Important properties of \(r\):
- The value of \(r\) is always between \(-1\) and \(1\).
- \(r = 1\): Perfect positive linear correlation (all points lie exactly on an upward-sloping line).
- \(r = -1\): Perfect negative linear correlation (all points lie exactly on a downward-sloping line).
- \(r = 0\): No linear correlation at all.
Interpreting the strength:
- Values close to 1 or -1 (e.g., \(0.9\) or \(-0.85\)) mean a strong linear relationship.
- Values close to 0 (e.g., \(0.1\) or \(-0.2\)) mean a weak linear relationship.
Did you know? Correlation does not mean causation! Just because two things are correlated doesn't mean one causes the other. For example, ice cream sales and shark attacks both go up in the summer because of the heat, but eating ice cream doesn't cause shark attacks!
Key Takeaway:
The closer \(r\) is to \(1\) or \(-1\), the better a straight line fits the data. The sign (+ or -) tells you the direction.
3. Linear Regression: Finding the Best Line
If we decide there is a linear relationship, we want to find the "perfect" line that goes through the middle of the data. This is called the Regression Line of \(y\) on \(x\).
We use the Method of Least Squares to find this line. You don't need to derive the formula, but you should know that this method finds the line that makes the total "gap" (vertical distance) between the data points and the line as small as possible.
The Equation:
The line is written in the form: \(y = a + bx\)
Where:
- \(a\) is the \(y\)-intercept (where the line hits the vertical axis).
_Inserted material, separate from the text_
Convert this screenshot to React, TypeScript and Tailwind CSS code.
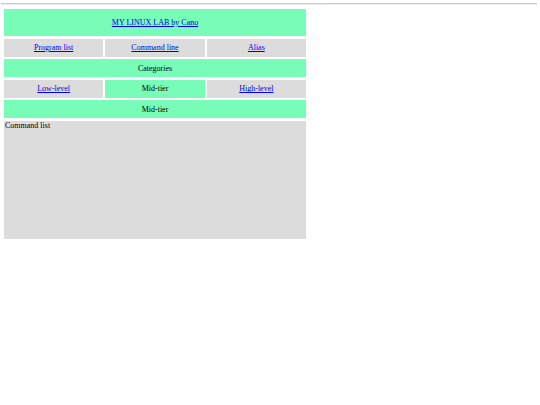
import React from "react";

const green = "bg-[#77fdb8]";
const gray = "bg-[#dcdcdc]";

function Link({ children }: { children: React.ReactNode }) {
  return <a href="#" className="text-[#0000ee] underline">{children}</a>;
}

export default function App() {
  return (
    <div className="w-[540px] h-[405px] bg-white text-[8px] leading-[9px] text-black" style={{ fontFamily: '"Liberation Serif", "Times New Roman", serif' }}>
      <div className="pt-[3px] px-[1px]">
        <div className="h-[2px] border-t border-[#c8c8c8] border-b border-b-[#eeeeee] w-[536px]" />
      </div>
      <div className="ml-[4px] mt-[4px] w-[302px] flex flex-col gap-[2.6px]">
        <div className={`${green} h-[27px] flex items-center justify-center`}>
          <Link>MY LINUX LAB by Cano</Link>
        </div>
        <div className="grid grid-cols-3 gap-[2px] h-[18px]">
          <div className={`${gray} flex items-center justify-center`}><Link>Program list</Link></div>
          <div className={`${gray} flex items-center justify-center`}><Link>Command line</Link></div>
          <div className={`${gray} flex items-center justify-center`}><Link>Alias</Link></div>
        </div>
        <div className={`${green} h-[18px] flex items-center justify-center`}>Categories</div>
        <div className="grid grid-cols-3 gap-[2px] h-[18px]">
          <div className={`${gray} flex items-center justify-center`}><Link>Low-level</Link></div>
          <div className={`${green} flex items-center justify-center`}>Mid-tier</div>
          <div className={`${gray} flex items-center justify-center`}><Link>High-level</Link></div>
        </div>
        <div className={`${green} h-[18px] flex items-center justify-center`}>Mid-tier</div>
        <div className={`${gray} h-[118px] pl-[1px]`}>Command list</div>
      </div>
    </div>
  );
}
- \(b\) is the gradient/slope (how much \(y\) changes for every 1 unit increase in \(x\)).
Common Mistake to Avoid: In H1 Math, we usually focus on the regression line of \(y\) on \(x\). This is the one we use to predict a value of \(y\) when we know \(x\). Make sure you input your data into your Graphing Calculator (GC) correctly to get the right values for \(a\) and \(b\)!
Key Takeaway:
The regression line is a mathematical "average" path through your data points, expressed as \(y = a + bx\).
4. Interpolation and Extrapolation
Now for the useful part: using our line to make predictions!
Interpolation (The "Safe" Zone)
Interpolation is when you predict a \(y\) value for an \(x\) value that falls within the range of your original data.
Example: If you have data for students studying between 1 and 10 hours, predicting the score for a student who studies 5 hours is interpolation. This is usually very reliable if your \(r\) value is strong.
Extrapolation (The "Danger" Zone)
Extrapolation is when you predict a \(y\) value for an \(x\) value that is outside the range of your data.
Example: Using that same data to predict the score of someone who studies 50 hours. This is unreliable because we don't know if the linear trend continues forever! (In reality, the student would eventually run out of energy or hit a maximum possible score).
Quick Review:
- Interpolation: Inside the data range = Reliable.
- Extrapolation: Outside the data range = Unreliable.
Key Takeaway:
Be very careful when predicting values outside your original data range. Just because a trend exists now doesn't mean it stays that way forever!
5. Evaluating the Model
In your exam, you might be asked: "Explain how well the situation is modelled by the linear regression model."
How to answer:
- Check the Scatter Diagram: Do the points look like they form a straight line?
- Check the Correlation Coefficient (\(r\)): Is \(r\) close to \(1\) or \(-1\)? If yes, it's a strong fit.
- Check the Context: Does it make sense? (e.g., If the model predicts a negative weight for a person, something is wrong!).
Memory Trick: Think of \(r\) as a "Report Card" for your line. A score of \(0.95\) is an 'A' (great fit!), while a score of \(0.3\) is a 'D' (poor fit!).
Final Summary Checklist:
- Draw a scatter diagram to see the trend.
- Calculate \(r\) to measure the strength of the linear link.
- Find the regression line \(y = a + bx\) using your calculator.
- Use the line to predict \(y\) (but watch out for extrapolation!).
- Comment on reliability based on the strength of \(r\) and the range of data.